Given request
Return every line below as is, leaving out the pictures.

Data shown
----------------
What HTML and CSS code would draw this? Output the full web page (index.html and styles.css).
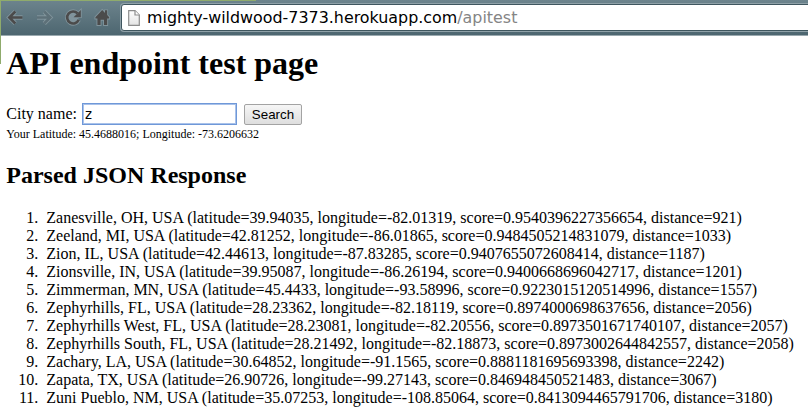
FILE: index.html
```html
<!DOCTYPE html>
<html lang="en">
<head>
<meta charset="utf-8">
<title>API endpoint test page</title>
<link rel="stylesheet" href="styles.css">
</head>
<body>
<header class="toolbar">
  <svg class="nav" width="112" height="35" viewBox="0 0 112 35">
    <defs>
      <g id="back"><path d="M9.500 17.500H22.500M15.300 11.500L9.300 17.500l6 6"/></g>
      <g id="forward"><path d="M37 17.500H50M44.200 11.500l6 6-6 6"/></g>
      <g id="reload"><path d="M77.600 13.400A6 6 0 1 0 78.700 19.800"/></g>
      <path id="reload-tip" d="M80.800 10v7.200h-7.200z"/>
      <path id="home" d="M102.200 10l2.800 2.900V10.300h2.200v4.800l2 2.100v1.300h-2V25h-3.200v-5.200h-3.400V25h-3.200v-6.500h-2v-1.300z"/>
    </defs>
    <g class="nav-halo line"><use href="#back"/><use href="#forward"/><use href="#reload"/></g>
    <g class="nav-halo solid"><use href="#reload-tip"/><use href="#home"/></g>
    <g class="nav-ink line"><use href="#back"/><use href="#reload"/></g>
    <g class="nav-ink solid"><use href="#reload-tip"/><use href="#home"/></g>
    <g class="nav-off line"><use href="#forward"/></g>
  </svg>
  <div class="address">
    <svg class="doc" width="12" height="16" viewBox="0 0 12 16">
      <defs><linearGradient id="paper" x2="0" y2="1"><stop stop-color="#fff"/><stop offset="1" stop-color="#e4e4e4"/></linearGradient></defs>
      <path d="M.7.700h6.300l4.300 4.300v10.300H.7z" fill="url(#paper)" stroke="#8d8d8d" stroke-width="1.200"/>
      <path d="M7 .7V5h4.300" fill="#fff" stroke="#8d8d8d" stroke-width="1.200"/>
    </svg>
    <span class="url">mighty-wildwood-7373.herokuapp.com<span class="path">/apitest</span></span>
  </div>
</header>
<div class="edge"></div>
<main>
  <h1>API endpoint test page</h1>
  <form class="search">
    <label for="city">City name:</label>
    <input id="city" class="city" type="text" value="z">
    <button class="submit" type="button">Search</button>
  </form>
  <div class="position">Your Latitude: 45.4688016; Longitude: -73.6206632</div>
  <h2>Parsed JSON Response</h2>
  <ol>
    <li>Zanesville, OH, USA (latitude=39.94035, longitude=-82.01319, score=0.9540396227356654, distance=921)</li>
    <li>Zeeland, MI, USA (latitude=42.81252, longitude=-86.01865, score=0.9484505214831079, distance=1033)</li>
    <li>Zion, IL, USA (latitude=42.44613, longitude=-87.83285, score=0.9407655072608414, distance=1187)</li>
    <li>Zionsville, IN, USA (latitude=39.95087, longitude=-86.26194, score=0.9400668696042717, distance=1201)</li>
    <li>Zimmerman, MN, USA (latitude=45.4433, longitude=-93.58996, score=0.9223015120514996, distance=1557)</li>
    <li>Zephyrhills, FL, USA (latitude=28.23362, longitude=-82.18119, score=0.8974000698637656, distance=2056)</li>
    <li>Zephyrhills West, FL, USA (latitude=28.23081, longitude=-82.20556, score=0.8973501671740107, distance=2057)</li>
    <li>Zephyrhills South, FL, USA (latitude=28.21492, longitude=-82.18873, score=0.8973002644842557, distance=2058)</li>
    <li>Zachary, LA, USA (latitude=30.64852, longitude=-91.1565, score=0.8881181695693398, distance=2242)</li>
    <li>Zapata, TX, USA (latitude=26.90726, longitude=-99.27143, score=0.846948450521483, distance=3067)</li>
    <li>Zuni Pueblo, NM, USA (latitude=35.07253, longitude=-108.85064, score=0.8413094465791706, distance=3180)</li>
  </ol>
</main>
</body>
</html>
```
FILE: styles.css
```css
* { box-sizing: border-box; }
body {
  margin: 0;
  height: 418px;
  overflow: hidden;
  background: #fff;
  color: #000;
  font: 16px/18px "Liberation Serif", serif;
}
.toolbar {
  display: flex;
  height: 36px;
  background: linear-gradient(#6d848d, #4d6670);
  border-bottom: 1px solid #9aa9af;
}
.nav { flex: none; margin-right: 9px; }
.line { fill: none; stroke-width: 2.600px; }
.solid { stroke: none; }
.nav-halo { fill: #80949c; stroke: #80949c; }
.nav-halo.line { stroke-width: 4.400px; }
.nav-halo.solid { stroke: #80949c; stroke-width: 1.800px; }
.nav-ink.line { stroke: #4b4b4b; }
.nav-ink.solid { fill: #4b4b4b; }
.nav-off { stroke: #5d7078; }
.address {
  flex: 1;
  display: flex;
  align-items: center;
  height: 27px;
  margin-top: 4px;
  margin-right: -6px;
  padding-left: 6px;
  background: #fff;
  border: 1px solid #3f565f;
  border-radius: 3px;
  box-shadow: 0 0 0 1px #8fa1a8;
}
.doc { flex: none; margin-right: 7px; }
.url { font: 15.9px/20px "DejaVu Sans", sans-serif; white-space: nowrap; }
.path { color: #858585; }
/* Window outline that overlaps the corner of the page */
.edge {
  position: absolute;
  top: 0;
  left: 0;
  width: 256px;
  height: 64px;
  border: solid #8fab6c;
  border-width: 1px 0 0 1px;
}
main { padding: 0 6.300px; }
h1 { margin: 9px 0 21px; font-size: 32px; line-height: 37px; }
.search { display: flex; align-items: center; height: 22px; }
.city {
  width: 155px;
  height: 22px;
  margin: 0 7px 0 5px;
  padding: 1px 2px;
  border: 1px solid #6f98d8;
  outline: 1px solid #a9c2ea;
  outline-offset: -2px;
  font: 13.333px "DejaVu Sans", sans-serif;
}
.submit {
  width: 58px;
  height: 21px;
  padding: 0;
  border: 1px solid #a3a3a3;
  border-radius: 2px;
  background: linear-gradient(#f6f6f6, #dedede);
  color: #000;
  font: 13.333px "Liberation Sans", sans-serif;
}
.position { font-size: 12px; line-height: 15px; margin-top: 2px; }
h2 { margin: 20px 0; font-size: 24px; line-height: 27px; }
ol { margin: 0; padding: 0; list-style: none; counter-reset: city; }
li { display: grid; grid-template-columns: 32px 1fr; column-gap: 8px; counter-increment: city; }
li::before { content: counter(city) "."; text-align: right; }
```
----------------
Response to this exercise
What HTML and CSS code would draw this? Output the full web page (index.html and styles.css).
FILE: index.html
```html
<!DOCTYPE html>
<html lang="en">
<head>
<meta charset="utf-8">
<title>API endpoint test page</title>
<link rel="stylesheet" href="styles.css">
</head>
<body>
<header class="toolbar">
  <svg class="nav" width="112" height="35" viewBox="0 0 112 35">
    <defs>
      <g id="back"><path d="M9.500 17.500H22.500M15.300 11.500L9.300 17.500l6 6"/></g>
      <g id="forward"><path d="M37 17.500H50M44.200 11.500l6 6-6 6"/></g>
      <g id="reload"><path d="M77.600 13.400A6 6 0 1 0 78.700 19.800"/></g>
      <path id="reload-tip" d="M80.800 10v7.200h-7.200z"/>
      <path id="home" d="M102.200 10l2.800 2.900V10.300h2.200v4.800l2 2.100v1.300h-2V25h-3.200v-5.200h-3.400V25h-3.200v-6.500h-2v-1.300z"/>
    </defs>
    <g class="nav-halo line"><use href="#back"/><use href="#forward"/><use href="#reload"/></g>
    <g class="nav-halo solid"><use href="#reload-tip"/><use href="#home"/></g>
    <g class="nav-ink line"><use href="#back"/><use href="#reload"/></g>
    <g class="nav-ink solid"><use href="#reload-tip"/><use href="#home"/></g>
    <g class="nav-off line"><use href="#forward"/></g>
  </svg>
  <div class="address">
    <svg class="doc" width="12" height="16" viewBox="0 0 12 16">
      <defs><linearGradient id="paper" x2="0" y2="1"><stop stop-color="#fff"/><stop offset="1" stop-color="#e4e4e4"/></linearGradient></defs>
      <path d="M.7.700h6.300l4.300 4.300v10.300H.7z" fill="url(#paper)" stroke="#8d8d8d" stroke-width="1.200"/>
      <path d="M7 .7V5h4.300" fill="#fff" stroke="#8d8d8d" stroke-width="1.200"/>
    </svg>
    <span class="url">mighty-wildwood-7373.herokuapp.com<span class="path">/apitest</span></span>
  </div>
</header>
<div class="edge"></div>
<main>
  <h1>API endpoint test page</h1>
  <form class="search">
    <label for="city">City name:</label>
    <input id="city" class="city" type="text" value="z">
    <button class="submit" type="button">Search</button>
  </form>
  <div class="position">Your Latitude: 45.4688016; Longitude: -73.6206632</div>
  <h2>Parsed JSON Response</h2>
  <ol>
    <li>Zanesville, OH, USA (latitude=39.94035, longitude=-82.01319, score=0.9540396227356654, distance=921)</li>
    <li>Zeeland, MI, USA (latitude=42.81252, longitude=-86.01865, score=0.9484505214831079, distance=1033)</li>
    <li>Zion, IL, USA (latitude=42.44613, longitude=-87.83285, score=0.9407655072608414, distance=1187)</li>
    <li>Zionsville, IN, USA (latitude=39.95087, longitude=-86.26194, score=0.9400668696042717, distance=1201)</li>
    <li>Zimmerman, MN, USA (latitude=45.4433, longitude=-93.58996, score=0.9223015120514996, distance=1557)</li>
    <li>Zephyrhills, FL, USA (latitude=28.23362, longitude=-82.18119, score=0.8974000698637656, distance=2056)</li>
    <li>Zephyrhills West, FL, USA (latitude=28.23081, longitude=-82.20556, score=0.8973501671740107, distance=2057)</li>
    <li>Zephyrhills South, FL, USA (latitude=28.21492, longitude=-82.18873, score=0.8973002644842557, distance=2058)</li>
    <li>Zachary, LA, USA (latitude=30.64852, longitude=-91.1565, score=0.8881181695693398, distance=2242)</li>
    <li>Zapata, TX, USA (latitude=26.90726, longitude=-99.27143, score=0.846948450521483, distance=3067)</li>
    <li>Zuni Pueblo, NM, USA (latitude=35.07253, longitude=-108.85064, score=0.8413094465791706, distance=3180)</li>
  </ol>
</main>
</body>
</html>
```
FILE: styles.css
```css
* { box-sizing: border-box; }
body {
  margin: 0;
  height: 418px;
  overflow: hidden;
  background: #fff;
  color: #000;
  font: 16px/18px "Liberation Serif", serif;
}
.toolbar {
  display: flex;
  height: 36px;
  background: linear-gradient(#6d848d, #4d6670);
  border-bottom: 1px solid #9aa9af;
}
.nav { flex: none; margin-right: 9px; }
.line { fill: none; stroke-width: 2.600px; }
.solid { stroke: none; }
.nav-halo { fill: #80949c; stroke: #80949c; }
.nav-halo.line { stroke-width: 4.400px; }
.nav-halo.solid { stroke: #80949c; stroke-width: 1.800px; }
.nav-ink.line { stroke: #4b4b4b; }
.nav-ink.solid { fill: #4b4b4b; }
.nav-off { stroke: #5d7078; }
.address {
  flex: 1;
  display: flex;
  align-items: center;
  height: 27px;
  margin-top: 4px;
  margin-right: -6px;
  padding-left: 6px;
  background: #fff;
  border: 1px solid #3f565f;
  border-radius: 3px;
  box-shadow: 0 0 0 1px #8fa1a8;
}
.doc { flex: none; margin-right: 7px; }
.url { font: 15.9px/20px "DejaVu Sans", sans-serif; white-space: nowrap; }
.path { color: #858585; }
/* Window outline that overlaps the corner of the page */
.edge {
  position: absolute;
  top: 0;
  left: 0;
  width: 256px;
  height: 64px;
  border: solid #8fab6c;
  border-width: 1px 0 0 1px;
}
main { padding: 0 6.300px; }
h1 { margin: 9px 0 21px; font-size: 32px; line-height: 37px; }
.search { display: flex; align-items: center; height: 22px; }
.city {
  width: 155px;
  height: 22px;
  margin: 0 7px 0 5px;
  padding: 1px 2px;
  border: 1px solid #6f98d8;
  outline: 1px solid #a9c2ea;
  outline-offset: -2px;
  font: 13.333px "DejaVu Sans", sans-serif;
}
.submit {
  width: 58px;
  height: 21px;
  padding: 0;
  border: 1px solid #a3a3a3;
  border-radius: 2px;
  background: linear-gradient(#f6f6f6, #dedede);
  color: #000;
  font: 13.333px "Liberation Sans", sans-serif;
}
.position { font-size: 12px; line-height: 15px; margin-top: 2px; }
h2 { margin: 20px 0; font-size: 24px; line-height: 27px; }
ol { margin: 0; padding: 0; list-style: none; counter-reset: city; }
li { display: grid; grid-template-columns: 32px 1fr; column-gap: 8px; counter-increment: city; }
li::before { content: counter(city) "."; text-align: right; }
```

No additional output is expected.